## Available data
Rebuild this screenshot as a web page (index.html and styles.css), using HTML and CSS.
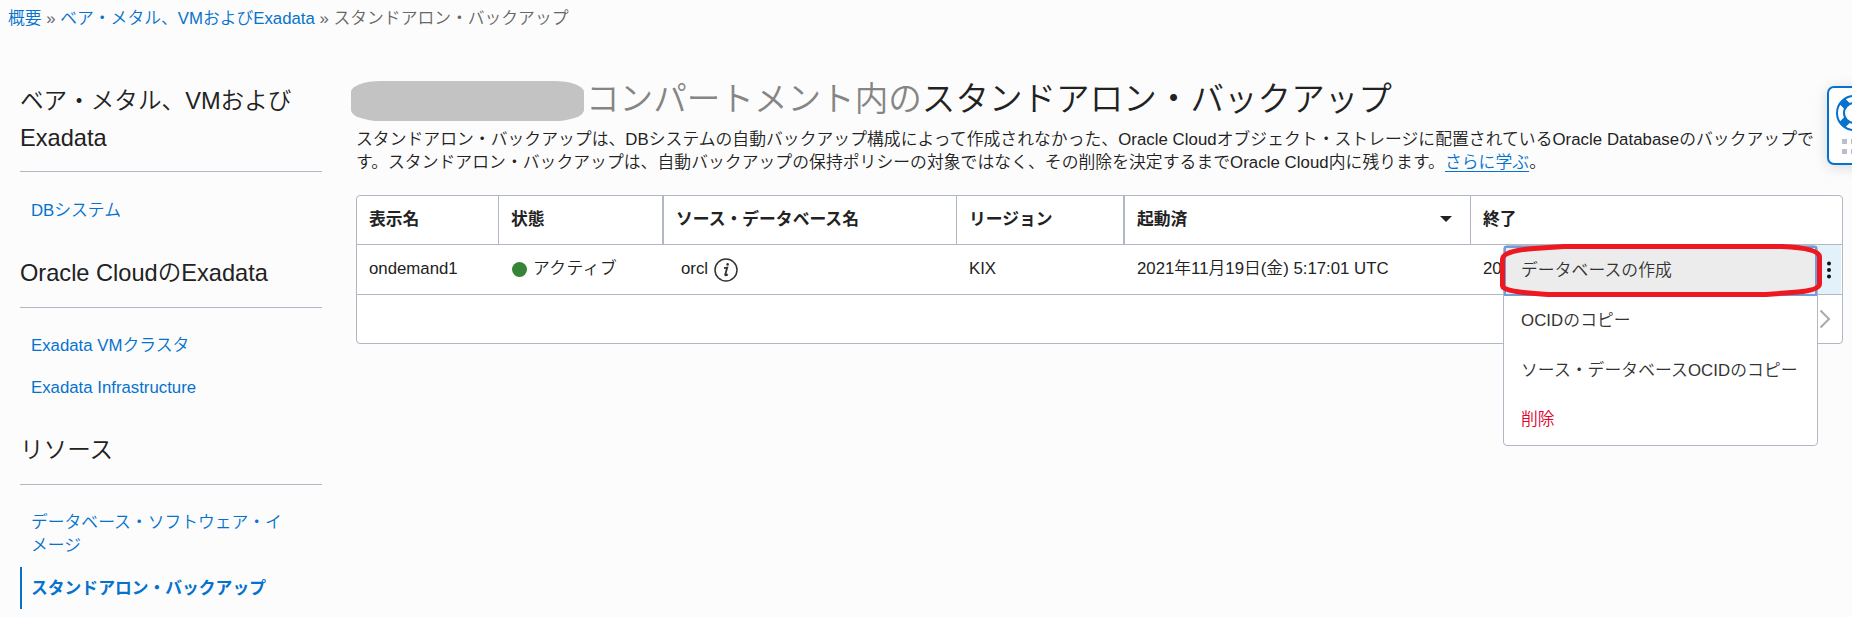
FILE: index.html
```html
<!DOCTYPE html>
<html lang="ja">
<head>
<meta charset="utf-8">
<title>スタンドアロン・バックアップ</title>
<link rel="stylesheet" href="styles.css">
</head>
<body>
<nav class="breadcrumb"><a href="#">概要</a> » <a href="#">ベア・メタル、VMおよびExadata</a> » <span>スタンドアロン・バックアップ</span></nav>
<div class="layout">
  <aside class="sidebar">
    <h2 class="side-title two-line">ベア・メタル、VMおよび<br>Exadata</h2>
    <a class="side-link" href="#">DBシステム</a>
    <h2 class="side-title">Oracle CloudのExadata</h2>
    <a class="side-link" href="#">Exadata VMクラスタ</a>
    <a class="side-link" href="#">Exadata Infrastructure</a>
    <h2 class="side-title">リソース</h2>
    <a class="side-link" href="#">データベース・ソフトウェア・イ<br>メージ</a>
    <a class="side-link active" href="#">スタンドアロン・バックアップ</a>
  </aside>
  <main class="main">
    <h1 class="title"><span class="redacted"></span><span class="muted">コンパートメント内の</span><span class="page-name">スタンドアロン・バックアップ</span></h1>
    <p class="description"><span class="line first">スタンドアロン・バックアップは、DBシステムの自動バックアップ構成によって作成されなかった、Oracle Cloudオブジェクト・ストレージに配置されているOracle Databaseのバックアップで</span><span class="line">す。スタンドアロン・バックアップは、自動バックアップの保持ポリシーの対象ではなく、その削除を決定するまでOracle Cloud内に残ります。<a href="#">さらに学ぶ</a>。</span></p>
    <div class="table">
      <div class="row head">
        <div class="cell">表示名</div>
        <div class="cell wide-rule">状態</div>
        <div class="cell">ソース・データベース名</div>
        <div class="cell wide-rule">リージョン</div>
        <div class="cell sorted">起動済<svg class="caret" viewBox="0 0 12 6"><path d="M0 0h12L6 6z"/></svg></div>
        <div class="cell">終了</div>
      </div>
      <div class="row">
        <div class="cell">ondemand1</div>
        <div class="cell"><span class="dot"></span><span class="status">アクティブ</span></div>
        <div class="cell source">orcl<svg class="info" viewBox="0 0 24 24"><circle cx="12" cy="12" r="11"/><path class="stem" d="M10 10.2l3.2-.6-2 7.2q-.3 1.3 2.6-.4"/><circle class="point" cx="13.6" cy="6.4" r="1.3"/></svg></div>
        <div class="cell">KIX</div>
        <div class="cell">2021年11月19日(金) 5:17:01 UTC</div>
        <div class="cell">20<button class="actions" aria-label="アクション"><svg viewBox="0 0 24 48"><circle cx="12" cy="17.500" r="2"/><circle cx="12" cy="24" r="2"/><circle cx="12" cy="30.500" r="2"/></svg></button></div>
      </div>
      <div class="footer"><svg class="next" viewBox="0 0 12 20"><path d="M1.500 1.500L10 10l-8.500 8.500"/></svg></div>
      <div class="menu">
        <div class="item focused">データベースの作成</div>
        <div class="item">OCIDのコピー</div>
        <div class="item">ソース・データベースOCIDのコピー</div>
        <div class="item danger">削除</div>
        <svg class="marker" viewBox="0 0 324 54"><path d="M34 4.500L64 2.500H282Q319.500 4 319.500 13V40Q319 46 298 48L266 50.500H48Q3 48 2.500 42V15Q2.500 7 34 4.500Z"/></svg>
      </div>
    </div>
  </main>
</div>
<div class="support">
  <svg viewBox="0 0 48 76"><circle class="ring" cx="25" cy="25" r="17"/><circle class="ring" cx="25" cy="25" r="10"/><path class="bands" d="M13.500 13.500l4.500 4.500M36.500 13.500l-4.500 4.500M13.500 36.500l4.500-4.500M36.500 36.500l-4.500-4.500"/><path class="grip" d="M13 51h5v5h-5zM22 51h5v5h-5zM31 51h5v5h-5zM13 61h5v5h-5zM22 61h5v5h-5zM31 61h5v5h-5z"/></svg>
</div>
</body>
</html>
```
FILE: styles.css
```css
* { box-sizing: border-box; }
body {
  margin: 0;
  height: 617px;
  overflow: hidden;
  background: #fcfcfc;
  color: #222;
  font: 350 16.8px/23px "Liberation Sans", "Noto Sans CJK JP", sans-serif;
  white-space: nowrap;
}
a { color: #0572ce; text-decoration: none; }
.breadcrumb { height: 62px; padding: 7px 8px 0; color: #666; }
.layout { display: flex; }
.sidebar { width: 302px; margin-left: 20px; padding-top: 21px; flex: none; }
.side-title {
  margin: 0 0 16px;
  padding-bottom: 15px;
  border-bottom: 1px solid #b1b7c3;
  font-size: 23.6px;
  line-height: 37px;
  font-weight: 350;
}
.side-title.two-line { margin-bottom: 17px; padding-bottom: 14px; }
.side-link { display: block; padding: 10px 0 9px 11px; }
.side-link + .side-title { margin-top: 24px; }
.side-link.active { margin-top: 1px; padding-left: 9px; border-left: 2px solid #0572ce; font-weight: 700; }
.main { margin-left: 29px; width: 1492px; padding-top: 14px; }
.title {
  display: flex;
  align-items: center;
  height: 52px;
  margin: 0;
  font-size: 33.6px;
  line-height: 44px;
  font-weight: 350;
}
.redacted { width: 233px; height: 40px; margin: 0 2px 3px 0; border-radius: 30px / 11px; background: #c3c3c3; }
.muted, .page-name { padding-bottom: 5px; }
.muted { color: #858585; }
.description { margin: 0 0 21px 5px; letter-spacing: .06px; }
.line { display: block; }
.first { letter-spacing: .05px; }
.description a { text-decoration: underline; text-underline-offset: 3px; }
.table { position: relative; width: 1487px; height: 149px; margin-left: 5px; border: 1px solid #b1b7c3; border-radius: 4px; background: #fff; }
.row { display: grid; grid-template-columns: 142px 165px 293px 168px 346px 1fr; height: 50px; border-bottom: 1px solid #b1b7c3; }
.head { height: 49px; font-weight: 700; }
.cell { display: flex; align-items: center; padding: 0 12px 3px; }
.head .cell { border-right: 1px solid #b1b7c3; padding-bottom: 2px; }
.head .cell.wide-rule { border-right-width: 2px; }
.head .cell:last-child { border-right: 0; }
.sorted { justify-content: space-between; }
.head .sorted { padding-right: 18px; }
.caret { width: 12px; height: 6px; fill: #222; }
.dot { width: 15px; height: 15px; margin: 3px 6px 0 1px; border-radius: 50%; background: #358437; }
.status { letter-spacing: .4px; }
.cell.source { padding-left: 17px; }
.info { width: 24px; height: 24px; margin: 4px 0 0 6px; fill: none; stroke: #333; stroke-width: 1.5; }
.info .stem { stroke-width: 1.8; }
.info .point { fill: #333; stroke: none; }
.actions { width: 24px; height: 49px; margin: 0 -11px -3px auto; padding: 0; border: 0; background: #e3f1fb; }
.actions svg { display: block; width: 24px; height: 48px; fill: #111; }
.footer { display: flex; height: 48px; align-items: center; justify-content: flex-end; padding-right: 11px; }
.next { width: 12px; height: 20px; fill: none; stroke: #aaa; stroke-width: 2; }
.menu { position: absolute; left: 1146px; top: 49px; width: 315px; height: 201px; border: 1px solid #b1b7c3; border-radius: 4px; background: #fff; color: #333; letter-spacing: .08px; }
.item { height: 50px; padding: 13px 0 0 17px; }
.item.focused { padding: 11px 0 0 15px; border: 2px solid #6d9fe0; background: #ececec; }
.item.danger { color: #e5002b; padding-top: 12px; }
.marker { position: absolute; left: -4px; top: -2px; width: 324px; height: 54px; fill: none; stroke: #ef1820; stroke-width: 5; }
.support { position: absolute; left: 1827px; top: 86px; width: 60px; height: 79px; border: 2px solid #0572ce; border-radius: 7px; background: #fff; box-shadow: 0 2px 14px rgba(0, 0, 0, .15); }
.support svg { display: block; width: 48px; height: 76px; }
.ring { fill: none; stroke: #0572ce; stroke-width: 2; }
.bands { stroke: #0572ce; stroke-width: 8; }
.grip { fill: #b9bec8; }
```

## Exercise description
Wherever "styles" shows up in a line, copy that line.

## Result for this task
Rebuild this screenshot as a web page (index.html and styles.css), using HTML and CSS.
<link rel="stylesheet" href="styles.css">
FILE: styles.css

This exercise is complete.